Tuesday, March 17, 2015

The six-minute rule

No, not for food dropped on the floor. (I think that's a 30-second rule.) For kiddo's behavior. He's great for six minutes. Then not so much.

That's more or less the interval they're using with him at school; if his timer goes off and he's on task, he gets a smiley on his behavior chart. If not, no smiley. If he gets enough smileys, he earns Lego-building time at home. This is the current behavior plan. We've had many behavior plans. I can't wait until he gets to college and asks his RA during freshman orientation, "Who signs my chart?"

He's been earning lots of smileys. Which is wonderful. And then two minutes later, he does something not wonderful. Like, say, tossing a beanbag at the ceiling, and getting it stuck there.

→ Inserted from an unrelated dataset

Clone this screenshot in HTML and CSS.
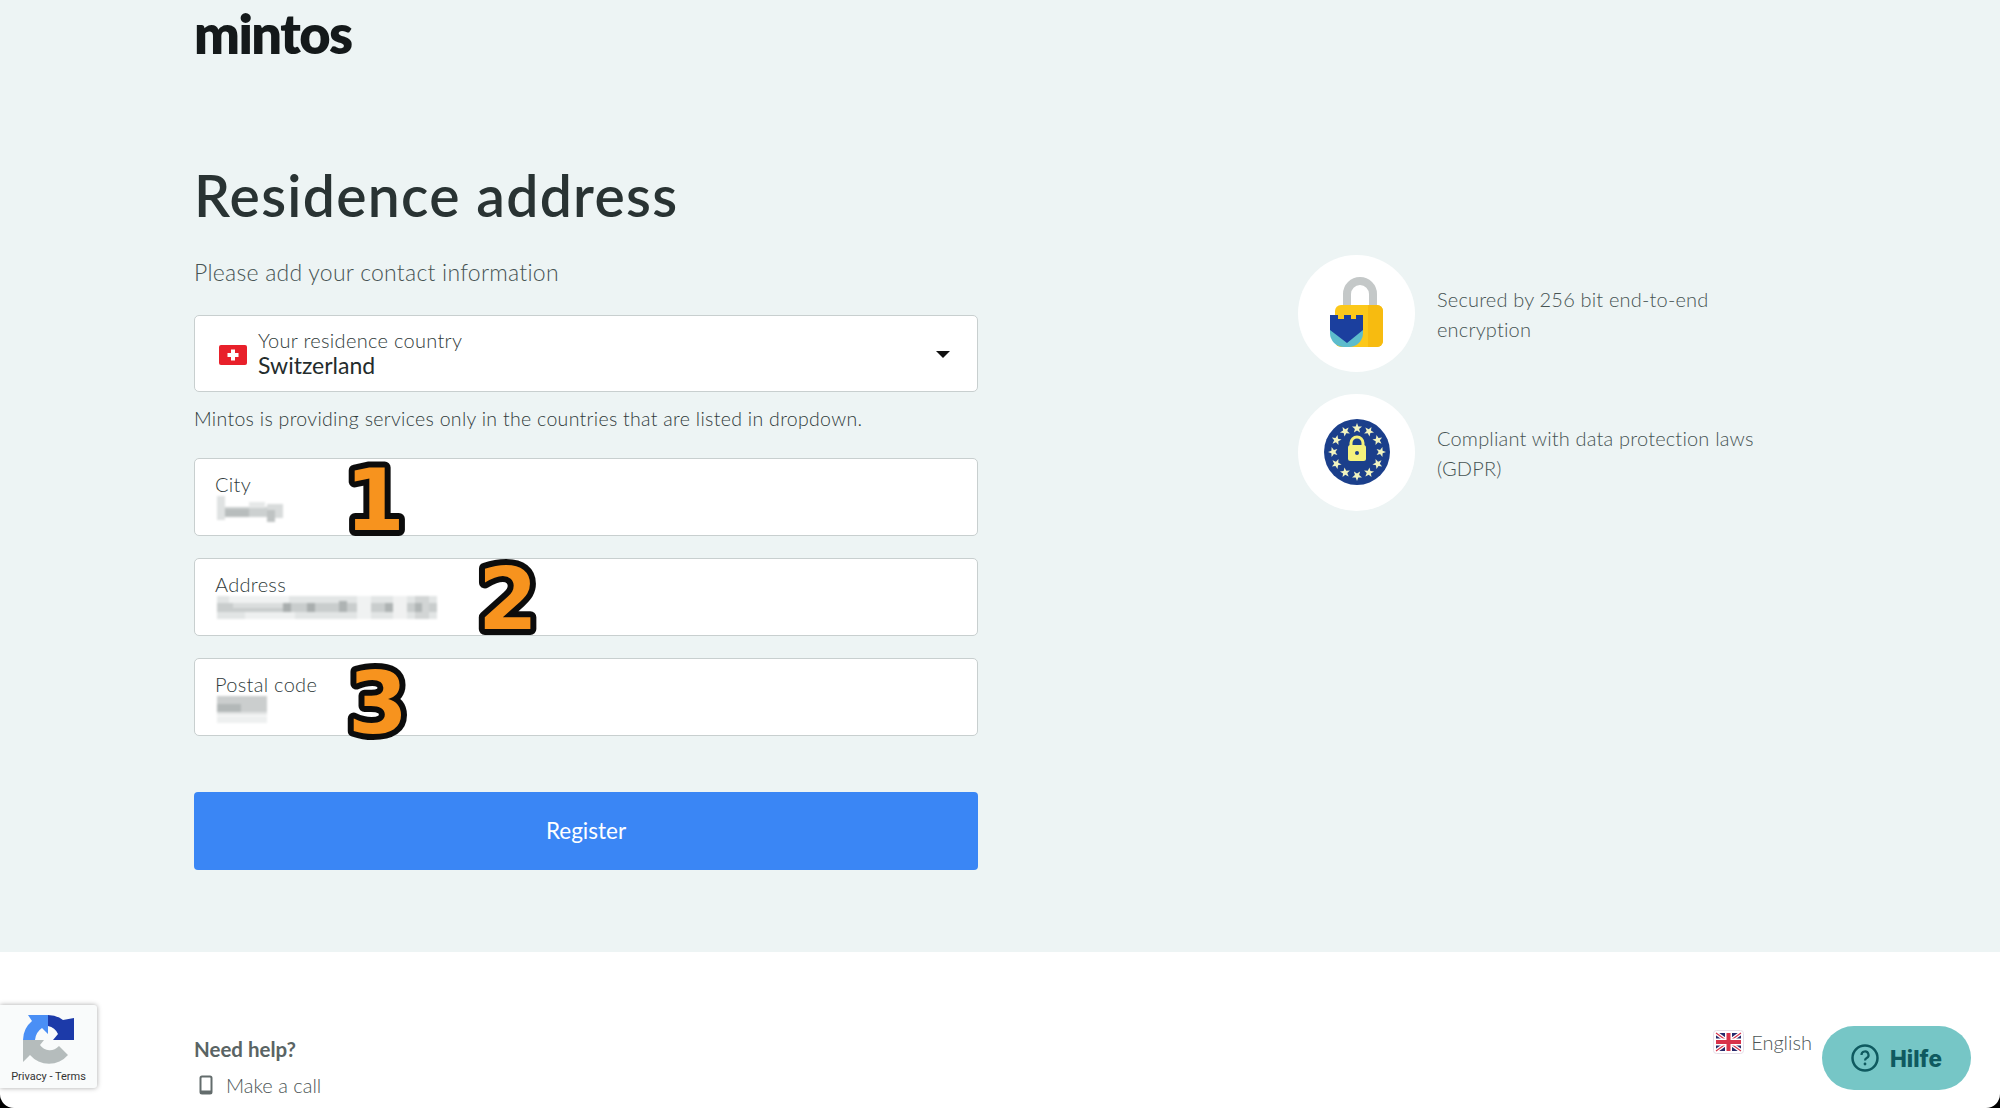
FILE: index.html
```html
<!DOCTYPE html>
<html lang="en">
<head>
  <meta charset="UTF-8" />
  <meta name="viewport" content="width=device-width, initial-scale=1" />
  <title>Residence address</title>
  <link rel="stylesheet" href="styles.css">
</head>
<body>
  <div class="page">
    <main class="main">
      <div class="logo">mintos</div>
      <div class="columns">
        <form class="form">
          <h1>Residence address</h1>
          <p class="subtitle">Please add your contact information</p>

          <div class="field field-select">
            <svg class="flag-ch" viewBox="0 0 28 20"><rect width="28" height="20" rx="2" fill="#e8202a"/><path d="M12 4.500h4V8h3.500v4H16v3.500h-4V12H8.500V8H12z" fill="#fff"/></svg>
            <div>
              <div class="field-label">Your residence country</div>
              <div class="field-value">Switzerland</div>
            </div>
            <span class="caret"></span>
          </div>
          <p class="hint">Mintos is providing services only in the countries that are listed in dropdown.</p>

          <div class="field">
            <div class="field-label">City</div>
            <svg class="blur" width="66" height="26" viewBox="0 0 66 26">
              <rect width="66" height="26" fill="#fff"/>
              <rect x="0" y="0" width="8" height="24" fill="#dfe2e2"/>
              <rect x="8" y="11" width="50" height="10" fill="#ccd0d0"/>
              <rect x="8" y="13" width="24" height="8" fill="#b8bdbd"/>
              <rect x="32" y="6" width="16" height="6" fill="#e6e8e8"/>
              <rect x="50" y="8" width="16" height="14" fill="#d8dbdb"/>
              <rect x="50" y="14" width="8" height="12" fill="#bfc3c3"/>
            </svg>
            <svg class="mark mark-1" width="80" height="90"><text x="0" y="71">1</text></svg>
          </div>
          <div class="field">
            <div class="field-label">Address</div>
            <svg class="blur" width="220" height="23" viewBox="0 0 220 23">
              <rect width="220" height="23" fill="#e2e5e5"/>
              <rect x="0" y="7" width="220" height="9" fill="#c9cdcd"/>
              <rect x="12" y="0" width="60" height="7" fill="#f0f2f2"/>
              <rect x="28" y="16" width="50" height="7" fill="#eef0f0"/>
              <rect x="16" y="7" width="50" height="5" fill="#dadddd"/>
              <rect x="66" y="7" width="8" height="9" fill="#a9aeae"/>
              <rect x="90" y="7" width="8" height="9" fill="#a9aeae"/>
              <rect x="122" y="5" width="8" height="11" fill="#aeb3b3"/>
              <rect x="140" y="0" width="14" height="23" fill="#f0f2f2"/>
              <rect x="168" y="7" width="8" height="9" fill="#aeb3b3"/>
              <rect x="176" y="0" width="14" height="23" fill="#f0f1f1"/>
              <rect x="198" y="0" width="14" height="23" fill="#d2d5d5"/>
              <rect x="198" y="7" width="7" height="9" fill="#b0b5b5"/>
            </svg>
            <svg class="mark mark-2" width="80" height="90"><text x="0" y="70">2</text></svg>
          </div>
          <div class="field">
            <div class="field-label">Postal code</div>
            <svg class="blur" width="50" height="27" viewBox="0 0 50 27">
              <rect width="50" height="16" fill="#cbcece"/>
              <rect y="8" width="24" height="8" fill="#b3b8b8"/>
              <rect y="16" width="50" height="3" fill="#e4e6e6"/>
              <rect y="20" width="50" height="7" fill="#eef0f0"/>
            </svg>
            <svg class="mark mark-3" width="80" height="90"><text x="0" y="74">3</text></svg>
          </div>

          <button type="button" class="register">Register</button>
        </form>

        <aside class="trust">
          <div class="trust-row">
            <div class="trust-icon">
              <svg width="117" height="117" viewBox="0 0 117 117">
                <path d="M49 52V39a13 13 0 0 1 26 0v13" fill="none" stroke="#c4c8c8" stroke-width="8"/>
                <rect x="37" y="50" width="48" height="42" rx="6" fill="#fcc81a"/>
                <path d="M70 50h9a6 6 0 0 1 6 6v30a6 6 0 0 1-6 6h-9z" fill="#f7bb10"/>
                <path d="M32 75v3a14 14 0 0 0 14 14h5a14 14 0 0 0 14-14V62z" fill="#5dbccc"/>
                <path d="M32 60h8v4h6v-4h7v4h5v-4h7v15L49 88 32 75z" fill="#1b3f9e"/>
              </svg>
            </div>
            <p>Secured by 256 bit end-to-end<br>encryption</p>
          </div>
          <div class="trust-row">
            <div class="trust-icon">
              <svg width="117" height="117" viewBox="0 0 117 117">
                <defs><path id="star" d="M59 29l1.300 3.400 3.700.2-2.900 2.300 1 3.500-3.100-2-3.100 2 1-3.500-2.900-2.300 3.700-.2z" fill="#f1f3c0"/></defs>
                <circle cx="59" cy="58" r="33" fill="#1b3f8b"/>
                <use href="#star"/>
                <use href="#star" transform="rotate(30 59 58)"/>
                <use href="#star" transform="rotate(60 59 58)"/>
                <use href="#star" transform="rotate(90 59 58)"/>
                <use href="#star" transform="rotate(120 59 58)"/>
                <use href="#star" transform="rotate(150 59 58)"/>
                <use href="#star" transform="rotate(180 59 58)"/>
                <use href="#star" transform="rotate(210 59 58)"/>
                <use href="#star" transform="rotate(240 59 58)"/>
                <use href="#star" transform="rotate(270 59 58)"/>
                <use href="#star" transform="rotate(300 59 58)"/>
                <use href="#star" transform="rotate(330 59 58)"/>
                <path d="M53 52v-3a6 6 0 0 1 12 0v3" fill="none" stroke="#f4f17c" stroke-width="3"/>
                <rect x="50" y="51" width="18" height="16" rx="2.500" fill="#f4f17c"/>
                <circle cx="59" cy="59" r="2" fill="#1b3f8b"/>
              </svg>
            </div>
            <p>Compliant with data protection laws<br>(GDPR)</p>
          </div>
        </aside>
      </div>
    </main>

    <footer class="footer">
      <div class="help">
        <div class="help-title">Need help?</div>
        <div class="help-call">
          <svg width="14" height="20" viewBox="0 0 14 20"><rect x="1.500" y="1.500" width="11" height="17" rx="1.500" fill="none" stroke="#636c6c" stroke-width="2"/><rect x="1" y="15.500" width="12" height="3.500" fill="#636c6c"/></svg>
          <span>Make a call</span>
        </div>
      </div>
      <div class="lang">
        <svg width="31" height="24" viewBox="0 0 31 24">
          <rect x="0.500" y="0.500" width="30" height="23" rx="3" fill="#fff" stroke="#e6dfe8"/>
          <rect x="3" y="3" width="25" height="18" fill="#27296b"/>
          <path d="M3 3l25 18M28 3L3 21" stroke="#fff" stroke-width="4"/>
          <path d="M3 3l25 18M28 3L3 21" stroke="#d8324a" stroke-width="1.200"/>
          <path d="M15.500 3v18M3 12h25" stroke="#fff" stroke-width="7"/>
          <path d="M15.500 3v18M3 12h25" stroke="#d8324a" stroke-width="4"/>
        </svg>
        <span>English</span>
      </div>
    </footer>

    <div class="recaptcha">
      <svg width="52" height="52" viewBox="0 0 52 52">
        <path d="M0 26A25 25 0 0 1 9 7L5 1h20v19l-6-6a16 16 0 0 0-7 12z" fill="#4a8ff5"/>
        <path d="M25 1a25 25 0 0 1 15 5l11-2v22H30l5-6a14 14 0 0 0-10-8z" fill="#1c3aa9"/>
        <path d="M0 26h21l-4 5a12 12 0 0 0 19 1l9 9A25 25 0 0 1 7 41l-7 7z" fill="#b5bcbc"/>
      </svg>
      <div class="recaptcha-links">Privacy - Terms</div>
    </div>

    <button type="button" class="hilfe">
      <svg width="28" height="28" viewBox="0 0 28 28"><circle cx="14" cy="14" r="12.500" fill="none" stroke="#0f5a60" stroke-width="2.500"/><path d="M10.500 11a3.500 3.500 0 1 1 5.200 3c-1.200.7-1.700 1.300-1.700 2.500" fill="none" stroke="#0f5a60" stroke-width="2.200"/><circle cx="14" cy="20" r="1.400" fill="#0f5a60"/></svg>
      <span>Hilfe</span>
    </button>
  </div>
</body>
</html>
```

FILE: styles.css
```css
html, body {
  margin: 0;
  height: 100%;
  background: #000;
}
body {
  font-family: Lato, Arial, sans-serif;
  overflow: hidden;
}
.page {
  position: relative;
  height: 1108px;
  background: #fff;
  border-radius: 0 0 14px 14px;
  overflow: hidden;
  display: flex;
  flex-direction: column;
}
.main {
  height: 952px;
  box-sizing: border-box;
  background: #edf4f4;
  padding: 0 0 0 194px;
}
.logo {
  height: 62px;
  font-size: 54px;
  line-height: 68px;
  font-weight: 800;
  letter-spacing: -1.500px;
  color: #14191a;
}
.columns {
  display: flex;
}
.form {
  width: 784px;
}
h1 {
  margin: 98px 0 0;
  font-size: 57px;
  line-height: 70px;
  font-weight: 600;
  letter-spacing: 1.300px;
  color: #293333;
}
.subtitle {
  margin: 27px 0 0;
  font-size: 23px;
  line-height: 30px;
  font-weight: 300;
  letter-spacing: 0.250px;
  color: #465353;
}
.field {
  position: relative;
  box-sizing: border-box;
  height: 78px;
  margin-bottom: 22px;
  padding: 14px 20px 0;
  background: #fff;
  border: 1.500px solid #c8cfcf;
  border-radius: 5px;
}
.field-select {
  display: flex;
  align-items: center;
  gap: 11px;
  height: 77px;
  margin: 28px 0 0;
  padding: 0 24px;
}
.flag-ch {
  width: 28px;
  height: 20px;
  margin-top: 2px;
}
.caret {
  position: absolute;
  right: 27px;
  top: 35px;
  border-left: 7px solid transparent;
  border-right: 7px solid transparent;
  border-top: 7px solid #111;
}
.field-label {
  font-size: 20px;
  line-height: 23px;
  font-weight: 300;
  letter-spacing: 0.300px;
  color: #303b3b;
}
.field-value {
  font-size: 23px;
  line-height: 26px;
  color: #242c2c;
}
.hint {
  margin: 14px 0 26px;
  font-size: 19.500px;
  line-height: 26px;
  font-weight: 300;
  letter-spacing: 0.310px;
  color: #303b3b;
}
.blur {
  display: block;
  margin: 0 0 0 2px;
  filter: blur(0.8px);
}
.mark {
  position: absolute;
  top: 0;
  overflow: visible;
  font-family: "DejaVu Sans", sans-serif;
  font-weight: 700;
  font-size: 86px;
  fill: #f7931e;
  stroke: #0c0c0c;
  stroke-width: 12px;
  stroke-linejoin: round;
  paint-order: stroke fill;
}
.mark-1 {
  left: 150px;
}
.mark-2 {
  left: 283px;
}
.mark-3 {
  left: 153px;
}
.register {
  display: block;
  width: 100%;
  height: 78px;
  margin-top: 56px;
  padding-bottom: 3px;
  background: #3a86f5;
  border: none;
  border-radius: 4px;
  color: #fff;
  font-family: inherit;
  font-size: 22.500px;
}
.trust {
  margin: 193px 0 0 320px;
  display: flex;
  flex-direction: column;
  gap: 22px;
}
.trust-row {
  display: flex;
  align-items: center;
  gap: 22px;
}
.trust-row p {
  margin: 0;
  font-size: 20px;
  line-height: 30px;
  font-weight: 300;
  letter-spacing: 0.180px;
  color: #465353;
}
.trust-icon {
  width: 117px;
  height: 117px;
  border-radius: 50%;
  background: #fff;
}
.footer {
  flex: 1;
  display: flex;
  justify-content: space-between;
  padding: 84px 188px 0 194px;
}
.help-title {
  font-size: 20.500px;
  line-height: 26px;
  font-weight: 700;
  color: #5a6464;
}
.help-call {
  display: flex;
  align-items: center;
  gap: 13px;
  margin: 11px 0 0 5px;
  font-size: 20px;
  font-weight: 300;
  color: #4c5656;
}
.lang {
  display: flex;
  align-items: center;
  gap: 7px;
  height: 24px;
  margin-top: -6px;
  font-size: 20px;
  font-weight: 300;
  color: #4c5656;
}
.recaptcha {
  position: absolute;
  left: 0;
  top: 1005px;
  width: 97px;
  height: 83px;
  box-sizing: border-box;
  padding-top: 9px;
  background: #f9fbfb;
  border-radius: 0 3px 3px 0;
  box-shadow: 0 0 5px rgba(0,0,0,0.35);
  text-align: center;
}
.recaptcha svg {
  display: block;
  margin: 0 0 5px 23px;
}
.recaptcha-links {
  font-family: Roboto, sans-serif;
  font-size: 11px;
  line-height: 12px;
  color: #333;
}
.hilfe {
  position: absolute;
  left: 1822px;
  top: 1026px;
  width: 149px;
  height: 64px;
  display: flex;
  align-items: center;
  justify-content: center;
  gap: 11px;
  background: #76c6c6;
  border: none;
  border-radius: 32px;
  color: #0f5a60;
  font-family: Inter, sans-serif;
  font-size: 22.500px;
  font-weight: 800;
}
```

The beanbag is from his weighted vest. It's a nice vest, in that it's denim and looks like real clothing, and doesn't scream I am a special needs child and you should treat me differently. But the vest is designed for easy access to the weights, in case you need to add or remove them; it's not designed to keep the weights from falling out. Which they do, all the time, especially since kiddo is supposed to be wearing and removing the vest at timed intervals. Basically the vest is fine if the child wearing it isn't ever going to move around. You can see the irony.

So he somehow ended up with a beanbag in his hand and for some reason thought it would be funny to toss the thing at the ceiling. In a one-in-a-million shot, he got it lodged between two ceiling panels, and there it stayed. Kiddo promptly melted down, because he said I would be mad at him, and tried to get the beanbag back. This apparently involved climbing on top of desks. Standing on desks is only acceptable if you're in "Dead Poets Society."

He didn't get suspended, but we strongly suspect no one would have objected if we'd just volunteered to take him home. (We didn't.) Remember how we didn't get approval on an aide for kiddo? This topic may be coming up again, and loudly.

So, six minutes. He's great in gymnastics for six minutes, and then he's sprawling on the floor instead of stretching. He's great in the supermarket for six minutes, and then he's rearranging all the mint tins at the register. He's great in the morning for -- actually, no, getting him dressed is a feat of Herculean proportions.

I feel sometimes like we're living in six-minute intervals. Everything OK? Everything OK now? How about now? It's a little tiring.

He's great all the time when he's building Legos. If only he could do that all day. Maybe there's a Lego school somewhere.